After my post on Wednesday about a Day To Forget it has turned into a week to forget.
I felt much better on Thursday so I got the boys ready and went for a walk for fresh air which helped me no end after being stuck in the house for five day's straight and when we got back Ollie and Joel fell asleep......RESULT. Some me time finally so I had lunch and read a mag in peace but it wasn't long until Joel woke up, he's been so unsettled recently.
Hubby came home Thursday afternoon which was a sigh of relief. Missed not having him around.
After dinner I started to feel very sick again aggghhh!
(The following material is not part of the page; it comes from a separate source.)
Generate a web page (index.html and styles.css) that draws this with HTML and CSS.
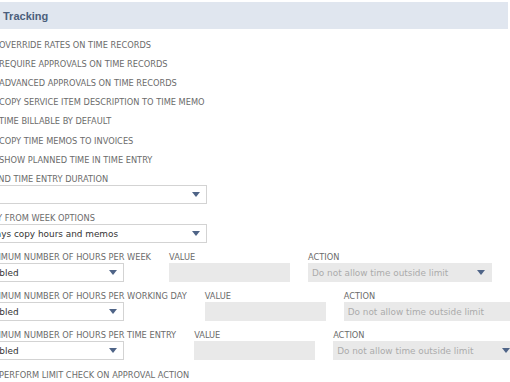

I wish this bug would disappear, seems to re-appear if I eat but I have to eat something as I'm breast feeding Joel, maybe that's why he's unsettled he's not getting enough milk. This carried on into Friday feeling rough on and off throughout the day so it was a big struggle to occupy two small children especially Ollie who was back back to his normal self wanting constant attention. All I wanted to do all day was to sleep. Still feeling rough through to evening hubby made a bit of dinner but I couldn't manage much and Ollie fell asleep in his chair so he was in bed by 7.30pm and I was by 9pm.
Hoping for lots asleep....I wish, Joel woke several times during the night and the only way to send him back to sleep was to feed him. Its so exhausting.......I only want sleep so I can recover.
Saturday now and feeling ok although after having breakfast I felt that bubbly tummy again and the stress head just will not go away. So I escaped to pamper myself with a bath, paint nails and wash hair - I just NEEDED some time to myself after being with the two boys 24/7.
Do any other mums out there need alone time?